The explosion of dynamic, interactive websites in the late 1990s and early 2000s was driven, at least in part, by the LAMP stack, consisting of Linux, Apache HTTP server, MySQL and PHP (or Perl or Python). These free and open source components are all individually powerful tools developed independently, but come together like Voltron to form a Web development platform that is more powerful than the sum of its parts. The components are readily available and have open licenses with relatively few restrictions. Perhaps most important, the source is available, giving developers a tremendous amount of flexibility.
While the LAMP stack specifies the individual components (though substitutions at certain layers aren’t uncommon), the big data stack Daley envisions has a lot more options at each layer, depending on the application you have in mind.
‘D’ Is for the Data Layer
The bottom layer of the stack, the foundation, is the data layer. This is the layer for the Hadoop distributions, NoSQL databases (HBase, MongoDB, CouchDB and many others), even relational databases and analytical databases like SAS, Greenplum, Teradata and Vertica.
“Any of those technologies can be used for big data applications,” Daley says. “Hadoop and NoSQL are open, more scalable and more cost-effective, but they can’t do everything. That’s where guys like Greenplum and Vertica have a play for doing some very fast, speed-of-thought analytical applications.”
In many ways, this layer of the stack has the most work ahead of it, Daley says. Relational and analytical databases have years of development behind them, but Hadoop and NoSQL technologies are in relatively early days yet.
“Hadoop and NoSQL, I have to say we are early,” Daley says. “”We’re over the chasm in terms of adoption—we’re beyond the early adopters. But there’s still a lot that needs to be done in terms of management, services and operational capabilities for both of those environments. Hadoop is a very, very complicated bit of technology and still rough around the edges. If you look at the NoSQL environment, it’s kind of a mess. Every single NoSQL engine has its own query language.”
‘I’ Is for the Integration Layer
The next layer up is the integration layer. This is where data prep, data cleansing, data transformation and data integration happens.
“Very seldom do we only pull data from one source,” Daley says. “If we’re looking at a customer-360 app, we’re pulling data from three, four or even five sources. When somebody has to do an analytical app or even a predictive app, 70 percent of the time is spent in this layer, mashing the data around.”
While this layer is the “non-glamorous” part of big data, it’s also an area that’s relatively mature, Daley says, with lots of utilities (like Sqoop and Flume) and vendors out there filling the gaps.

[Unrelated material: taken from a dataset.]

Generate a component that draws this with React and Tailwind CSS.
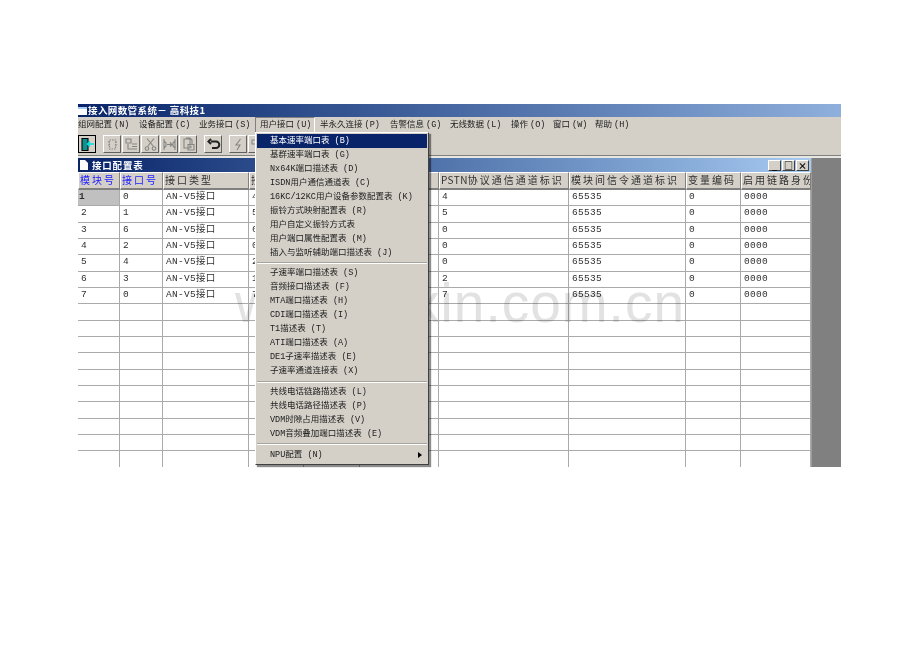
const cols = "grid grid-cols-[42px_43px_86px_55px_56px_79px_130px_117px_55px_70px]";
const headers = [["模块号", true], ["接口号", true], ["接口类型"], ["接"], [""], ["号"], ["PSTN", false, "协议通信通道标识"], ["模块间信令通道标识"], ["变量编码"], ["启用链路身份"]];
const data = [
  ["1", "0", "4", "4"], ["2", "1", "5", "5"], ["3", "6", "6", "0"], ["4", "2", "0", "0"],
  ["5", "4", "2", "0"], ["6", "3", "1", "2"], ["7", "0", "7", "7"],
];
const menu = [
  ["基本速率端口表 (B)", true], ["基群速率端口表 (G)"], ["Nx64K端口描述表 (D)"], ["ISDN用户通信通道表 (C)"],
  ["16KC/12KC用户设备参数配置表 (K)"], ["振铃方式映射配置表 (R)"], ["用户自定义振铃方式表"], ["用户端口属性配置表 (M)"], ["插入与监听辅助端口描述表 (J)"], null,
  ["子速率端口描述表 (S)"], ["音频接口描述表 (F)"], ["MTA端口描述表 (H)"], ["CDI端口描述表 (I)"], ["T1描述表 (T)"], ["ATI端口描述表 (A)"], ["DE1子速率描述表 (E)"], ["子速率通道连接表 (X)"], null,
  ["共线电话链路描述表 (L)"], ["共线电话路径描述表 (P)"], ["VDM时隙占用描述表 (V)"], ["VDM音频叠加端口描述表 (E)"], null,
];
const menuBar = [
  ["组网配置 (N)", "w-[61px]"], ["设备配置 (C)", "w-[60px]"], ["业务接口 (S)", "w-[56px]"],
  ["用户接口 (U)", "w-[60px] h-[16px] flex items-center pl-[4px] border border-t-[#808080] border-l-[#808080] border-r-white border-b-white"],
  ["半永久连接 (P)", "w-[75px] pl-[5px]"], ["告警信息 (G)", "w-[60px]"], ["无线数据 (L)", "w-[61px]"], ["操作 (O)", "w-[42px]"], ["窗口 (W)", "w-[42px]"], ["帮助 (H)", "w-[50px]"],
];
const mono = "font-['Liberation_Mono','Noto_Sans_CJK_SC',monospace]";

function Tool({ children, strong }) {
  return (
    <div className={`w-[18px] h-[18px] shrink-0 bg-[#d4d0c8] flex items-center justify-center border ${strong ? "border-black" : "border-t-white border-l-white border-r-[#606060] border-b-[#606060]"}`}>
      <svg width="15" height="15" viewBox="0 0 15 15" fill="none" stroke="#858581" strokeWidth="1.1">{children}</svg>
    </div>
  );
}

function Cell({ children, selected, last }) {
  return (
    <div className={`h-[16.33px] border-r border-[#aaaaaa] text-[9.5px] leading-[14px] tracking-[0.3px] text-[#303030] whitespace-nowrap overflow-hidden ${last ? "" : "border-b"} ${selected ? "bg-[#c0c0c0] font-bold pl-[1px]" : "bg-white pl-[3px]"}`}>
      {children}
    </div>
  );
}

export default function App() {
  return (
    <div className="w-[920px] h-[651px] bg-white overflow-hidden pt-[104px] pl-[78px] font-['Noto_Sans_CJK_SC','Liberation_Sans',sans-serif] text-[#202020]">
      <div className="relative w-[763px] h-[363px] flex flex-col bg-[#d4d0c8]">
        <div className="h-[13px] shrink-0 bg-gradient-to-r from-[#0a246a] to-[#8fb0dc] flex items-center text-white text-[9.5px] font-bold gap-[1px] tracking-[0.4px]">
          <div className="w-[9px] h-[8px] bg-white border-t-2 border-[#a6caf0]" />
          <span>接入网数管系统－ 高科技1</span>
        </div>
        <div className={`h-[16px] shrink-0 flex items-center text-[8.5px] leading-none whitespace-nowrap [word-spacing:-3px] ${mono}`}>
          {menuBar.map(([m, w]) => (
            <span key={m} className={w}>{m}</span>
          ))}
        </div>
        <div className="h-[22px] shrink-0 flex items-center gap-[1px]">
          <Tool strong>
            <path d="M2 1.5h6v12H2z" fill="#0f8f8f" stroke="#000000" />
            <path d="M14 7H7.5M10 4.5L7.5 7l2.5 2.5" stroke="#00e0e0" strokeWidth="1.5" />
          </Tool>
          <div className="w-[5px]" />
          <Tool><path d="M4.5 3h6v9h-6zM3 5h1.5M3 8h1.5M10.5 5H12M10.5 8H12" strokeDasharray="1.5 1" /></Tool>
          <Tool><path d="M2 2h5v4H2zM8 7h5M8 9.5h5M4 7v5h9" /></Tool>
          <Tool><path d="M4 1.5l6.5 8M11 1.5l-6.5 8" /><circle cx="4" cy="11.5" r="1.8" /><circle cx="11" cy="11.5" r="1.8" /></Tool>
          <Tool><path d="M2 2v11M13 2v11M5 7.5h4.5M8 5.5l2 2-2 2M2 4l2 2v3l-2 2M13 4l-2 2v3l2 2" /></Tool>
          <Tool><path d="M3 2h6v9H3zM5 1h4l2 2v4M7 7.5h6V13H7zM9 10h2" /></Tool>
          <div className="w-[5px]" />
          <Tool><path d="M5 4.5h5a3 3 0 010 6.5H6M5 2L2.5 4.5 5 7" stroke="#202020" strokeWidth="2" /></Tool>
          <div className="w-[5px]" />
          <Tool><path d="M9.5 2L5 8h4l-3 5" /></Tool>
          <Tool><path d="M2 3h5v4H2zM8 8h5v5H8z" /></Tool>
        </div>
        <div className="h-[3px] shrink-0 border-t border-[#808080] bg-[#e8e6e0]" />
        <div className="flex flex-1 min-h-0">
          <div className="w-[733px] flex flex-col overflow-hidden">
            <div className="h-[14px] shrink-0 bg-gradient-to-r from-[#0a246a] to-[#a6caf0] flex items-center text-white text-[9.5px] font-bold pl-[2px] gap-[4px] tracking-[0.8px]">
              <svg width="8" height="10" viewBox="0 0 8 10"><path d="M0 0h5l3 3v7H0z" fill="white" /></svg>
              <span>接口配置表</span>
              <div className="ml-auto flex gap-[1px] mr-[2px]">
                {["_", "□", "×"].map((c) => (
                  <span key={c} className="w-[13px] h-[11px] bg-[#d4d0c8] border border-t-white border-l-white border-r-[#404040] border-b-[#404040] text-black text-[9px] leading-[9px] text-center tracking-normal">{c}</span>
                ))}
              </div>
            </div>
            <div className={`${cols} h-[18px] shrink-0 bg-[#d4d0c8]`}>
              {headers.map(([h, blue, rest], i) => (
                <div key={i} className={`border-r border-b-2 border-r-[#808080] border-b-[#808080] border-t border-l border-t-white border-l-white pl-[1px] text-[10px] leading-[14px] tracking-[2px] whitespace-nowrap overflow-hidden ${blue ? "text-[#2020ff]" : "text-[#303030]"}`}>
                  {rest ? <span className="tracking-[0.4px]">{h}</span> : h}
                  {rest}
                </div>
              ))}
            </div>
            <div className={`${cols} bg-white ${mono}`}>
              {Array.from({ length: 17 }).map((_, r) => {
                const d = data[r];
                const vals = d ? [d[0], d[1], "AN-V5接口", d[2], "", "", d[3], "65535", "0", "0000"] : Array(10).fill("");
                return vals.map((v, c) => <Cell key={`${r}-${c}`} selected={r === 0 && c === 0} last={r === 16}>{v}</Cell>);
              })}
            </div>
          </div>
          <div className="flex-1 bg-[#808080] border-l border-[#a09c94]" />
        </div>

        <div className="absolute left-[157px] top-[172px] text-[55px] leading-none text-[#e2e2e2] font-['Liberation_Sans',sans-serif] mix-blend-multiply pointer-events-none whitespace-nowrap tracking-[1px]">
          www.zixin.com.cn
        </div>

        <div className={`absolute left-[177px] top-[28px] w-[174px] h-[333px] bg-[#d4d0c8] border border-t-white border-l-white border-r-[#404040] border-b-[#404040] shadow-[2px_2px_1px_rgba(0,0,0,0.45)] p-[1px] text-[8.5px] leading-none ${mono}`}>
          {menu.map((m, i) =>
            m ? (
              <div key={i} className={`h-[14px] flex items-center pl-[13px] whitespace-nowrap ${m[1] ? "bg-[#0a246a] text-white" : "text-[#202020]"}`}>{m[0]}</div>
            ) : (
              <div key={i} className="h-[6.6px] flex items-center"><div className="w-full h-[2px] border-t border-[#a8a49c] bg-white" /></div>
            )
          )}
          <div className="h-[14px] flex items-center justify-between pl-[13px] pr-[5px]">
            <span>NPU配置 (N)</span>
            <span className="w-0 h-0 border-y-[3px] border-y-transparent border-l-[4px] border-l-black" />
          </div>
        </div>
      </div>
    </div>
  );
}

‘A’ Is for the Analytics Layer
The next layer up is the analytics layer, where analytics and visualization happen.
“Now I’ve got the data. I’ve got it stored and ready to be looked at,” Daley says. “I take a Tableau or Pentaho or Qlikview and visualize that data. Do I have patterns? This is where people—business users—can start to get some value out of it. This is also where I would include search. It’s not just slice-and-dice or dashboards.
This area too is relatively mature, though Daley acknowledges there’s a way to go yet.
“We’ve got to figure out as an industry how to squeeze more juice out of Hadoop—methods to get data faster,” he says. “Maybe we acknowledge that it’s a batch environment and we need to put certain data in other data sources? Vendors are working around the clock to make those integrations better and better.”
‘P’ Is for the Predictive/Prescriptive Analytics
The top layer of the stack is predictive/prescriptive analytics, Daley says. This is where organizations start to truly recognize the value of big data. Predictive analytics uses data (historical data, external data and real-time data), business rules and machine learning to make predictions and identify risks and opportunities.
One step further along is prescriptive analytics, sometimes considered the holy grail of business analytics, which takes those predictions and offers suggestions for ways to take advantage of future opportunities or mitigate future risks, along with the implications of the various options.
“You have to go through and do predictive to get value out of big data,” he says. “It’s a low likelihood that you’re going to get a lot of value out of just slicing and dicing data. You’ve got to go all the way up the stack.”
“At least 70, maybe even 80 percent of what we see around big data applications is now predictive or even prescriptive analytics,” Daley adds. “That’s necessity, they mother of invention. It starts at the bottom with data technology—storage, data manipulation, transformations, basic analytics. But what’s happening more and more, finally, is predictive, advanced analytics is coming of age. It’s becoming more and more mainstream.”
While predictive analytics are somewhat mature, it’s currently an area only data scientists are equipped to handle.
“I think predictive is a lot farther along than the bottom layer of the stack,” Daley says. “From a technology standpoint, I think it’s mature. But we need to figure out how to get it into the hands of a lot more users. We need to build it into apps that business users can access versus just data scientists.”
What’s That Spell? DIAP? PAID?
Call it the DIAP stack. Or maybe start from the top and call it the PAID stack. The trick now, Daley says, is not just adding more maturity to component technologies like Hadoop and NoSQL, it’s providing integration up and down the stack.
“That’s a very key point,” he says. “To date, all these things are separate. A lot of companies only do one of these things. Hortonworks will only do the data side, they won’t do integration, for example. But customers like to go through and buy an integrated stack. We should at least make sure that our products up and down those stacks are truly integrated. That’s where it’s going to have to get to. In order to really get adopted, products and vendors are going to need to work up and down that stack. I need to support every flavor of Hadoop—at least the commercially favorable ones. And it’s the same thing for NoSQL.”